En quelques années, le recours régulier aux moyens de télécommunication audiovisuelle s’est ancré dans nos pratiques quotidiennes. Face aux restrictions induites par la crise sanitaire, la visioconférence est devenue une solution évidente pour mener entretiens et réunions, en entreprise comme dans la vie privée. Après une période de latence judiciaire, l’épidémie de la covid-19 a nécessité une adaptation des pratiques pénales en juridiction.
L’ordonnance n° 2020-1401 du 18 novembre 2020 relative à l’adaptation des règles applicables aux juridictions statuant en matière pénale a ainsi favorisé le recours régulier aux moyens de télécommunication audiovisuelle. Cet aménagement pose problème du point de vue de la garantie des libertés et de la conformité à la constitution.
Recours à la télécommunication audiovisuelle devant les juridictions
Par une ordonnance en date du 25 mars 2020, le Gouvernement a autorisé le recours à la visioconférence en matière judiciaire. Le but était de contourner les difficultés posées par la crise sanitaire. Le 18 novembre 2020, une nouvelle ordonnance a étendu l’utilisation des télécommunications audiovisuelles devant l’ensemble des juridictions pénales. Le texte permettait au juge des libertés et de la détention d’y avoir recours sans l’accord de la personne entendue. Le législateur a d’ailleurs souhaité aller plus loin avec le projet de loi d’accélération et de simplification de l’action publique. Ce dernier texte propose la même solution dans le but d’éviter l’extraction des détenus. En effet, cela permet de faciliter et d’accélérer les audiences.
Soucieux du risque de dérives plusieurs syndicats et associations ont déposé un référé-liberté contre l’ordonnance du 18 novembre 2020. Il s’agit du syndicat des avocats de France, celui de la magistrature et de l’association pour la défense des droits des détenus. Avocats et magistrats rappellent que le fait de comparaître physiquement devant les instances judiciaires assure :
- le respect des droits de la défense
- un procès équitable.
À l’inverse, le recours à la comparution par visioconférence est vu comme une contrainte au fonctionnement de la justice.
Conformité face à la constitution
La question de la constitutionnalité du recours à la visioconférence a été soulevée plusieurs fois. Cette audition à distance, garantit-elle le respect des droits de la défense et le droit pour tout détenu de voir sa situation traitée dans le respect des règles de compétences et de procédures ? Le Conseil constitutionnel doit ainsi arbitrer entre le maintien du fonctionnement de la justice dans un contexte d’épidémie et la protection des droits de la défense.

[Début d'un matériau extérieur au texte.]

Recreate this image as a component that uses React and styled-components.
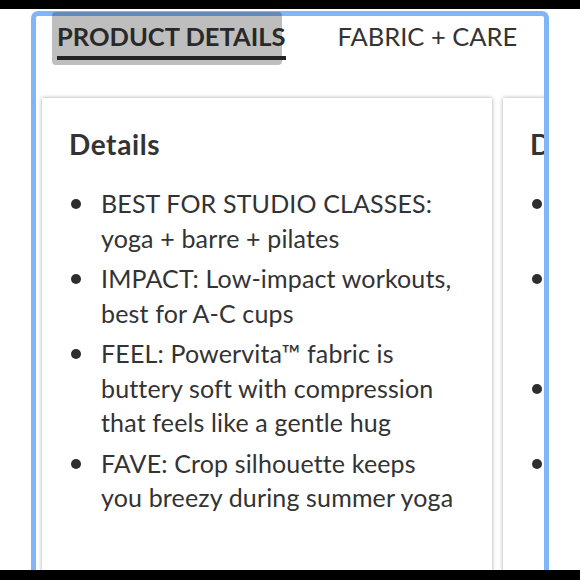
import React from "react";
import styled, { createGlobalStyle } from "styled-components";

const GlobalStyle = createGlobalStyle`
  html, body { margin: 0; padding: 0; background: #fff; }
  body { font-family: Lato, "Noto Sans", sans-serif; color: #333; }
  * { box-sizing: border-box; }
`;

const Screen = styled.div`
  width: 580px;
  height: 580px;
  display: flex;
  flex-direction: column;
  overflow: hidden;
  background: #fff;
`;

const BlackBar = styled.div`
  height: ${(p) => p.$h}px;
  flex-shrink: 0;
  background: #000;
`;

const Viewport = styled.div`
  flex: 1;
  position: relative;
  overflow: hidden;
  padding: 2px 31px 0 31px;
`;

const Frame = styled.div`
  height: 620px;
  border: 5px solid #80b5f6;
  border-radius: 7px 7px 0 0;
  background: #fff;
  overflow: hidden;
`;

const Tabs = styled.div`
  display: flex;
  align-items: flex-start;
  gap: 52px;
  padding: 5px 0 0 21px;
`;

const Tab = styled.div`
  font-size: 25.5px;
  line-height: 30px;
  font-weight: ${(p) => (p.$active ? 700 : 400)};
  color: ${(p) => (p.$active ? "#2a2a2a" : "#333")};
  padding-bottom: 5px;
  border-bottom: 4px solid ${(p) => (p.$active ? "#222" : "transparent")};
  white-space: nowrap;
`;

const Selection = styled.div`
  position: absolute;
  left: 52px;
  top: 3px;
  width: 230px;
  height: 53px;
  border-radius: 4px;
  background: rgba(40, 40, 40, 0.3);
  pointer-events: none;
`;

const Cards = styled.div`
  display: flex;
  gap: 11px;
  padding-left: 6px;
  margin-top: 38px;
`;

const Card = styled.div`
  flex-shrink: 0;
  width: 450px;
  height: 520px;
  background: #fff;
  box-shadow: 0 0 4px rgba(0, 0, 0, 0.35);
  padding: 29px 35px 0 27px;
`;

const Heading = styled.h2`
  margin: 0 0 25px 0;
  font-size: 28px;
  line-height: 34px;
  letter-spacing: 0.6px;
  font-weight: 700;
  color: #333;
`;

const List = styled.ul`
  margin: 0;
  padding: 0;
  list-style: none;
  display: flex;
  flex-direction: column;
  gap: 6px;
`;

const Item = styled.li`
  display: grid;
  grid-template-columns: 32px 1fr;
  font-size: 25px;
  line-height: 34.5px;
  letter-spacing: 0.15px;
  font-weight: 400;
  color: #333;
`;

const Dot = styled.span`
  width: 10px;
  height: 10px;
  margin: 13px 0 0 2px;
  border-radius: 50%;
  background: #2e2e2e;
`;

const details = [
  "BEST FOR STUDIO CLASSES: yoga + barre + pilates",
  "IMPACT: Low-impact workouts, best for A-C cups",
  "FEEL: Powervita™ fabric is buttery soft with compression that feels like a gentle hug",
  "FAVE: Crop silhouette keeps you breezy during summer yoga",
];

const details2 = [
  "BEST FOR STUDIO CLASSES: yoga + barre + pilates",
  "FEEL: Powervita™ fabric is buttery soft with compression that feels like a gentle hug",
  "IMPACT: Low-impact workouts, best for A-C cups",
  "FAVE: High waist stays put during every flow",
];

function DetailCard({ items }) {
  return (
    <Card>
      <Heading>Details</Heading>
      <List>
        {items.map((t) => (
          <Item key={t}>
            <Dot />
            <span>{t}</span>
          </Item>
        ))}
      </List>
    </Card>
  );
}

export default function App() {
  return (
    <>
      <GlobalStyle />
      <Screen>
        <BlackBar $h={9} />
        <Viewport>
          <Frame>
            <Tabs>
              <Tab $active>PRODUCT DETAILS</Tab>
              <Tab>FABRIC + CARE</Tab>
            </Tabs>
            <Cards>
              <DetailCard items={details} />
              <DetailCard items={details2} />
            </Cards>
          </Frame>
          <Selection />
        </Viewport>
        <BlackBar $h={10} />
      </Screen>
    </>
  );
}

Dans une décision du 15 janvier 2021, le Conseil constitutionnel reconnaît la possibilité d’avoir recours à la visioconférence sans le consentement des parties devant les juridictions pénales autres que criminelles. Il considère que cette adaptation des procédures pénales :
- trouve son sens dans le maintien d’une valeur constitutionnelle de protection de la santé dans un contexte de crise sanitaire,
- tout en répondant au principe de continuité du fonctionnement de la justice.
Toutefois, le Conseil rappelle qu’il faut veiller aux garanties du procès. Le contrôle du recours à la télécommunication doit être renforcé afin de préserver autant que possible la présentation physique devant un juge et les garanties que cela présente pour la défense.
Position du Conseil d’État
Par une décision du 27 novembre 2020, le Conseil d’État suspend la possibilité de recourir à la visioconférence lors des audiences devant les cours d’assises et les cours criminelles. En effet, l’oralité des débats devant le juge tient une place spécifique dans les droits de la défense, notamment devant la gravité des peines encourues.
Saisi d’une nouvelle demande, le juge des référés du Conseil d’État suspend l’article 2 de l’ordonnance dans une décision du 12 février 2021. Le juge rappelle son attachement au procès équitable et aux droits des personnes physiques parties au procès devant les juridictions pénales. La faculté de pouvoir avoir recours à la visioconférence sans qu’il soit subordonné à des conditions légales ou encadrer par des critères précis porte une atteinte grave aux droits de la défense. L’adaptation du fonctionnement de la justice est certes nécessaire durant la crise sanitaire. Mais ces mesures doivent rester exceptionnelles et ne pas être décidées arbitrairement. Un juste équilibre doit être maintenu entre la sécurité sanitaire et la garantie des libertés.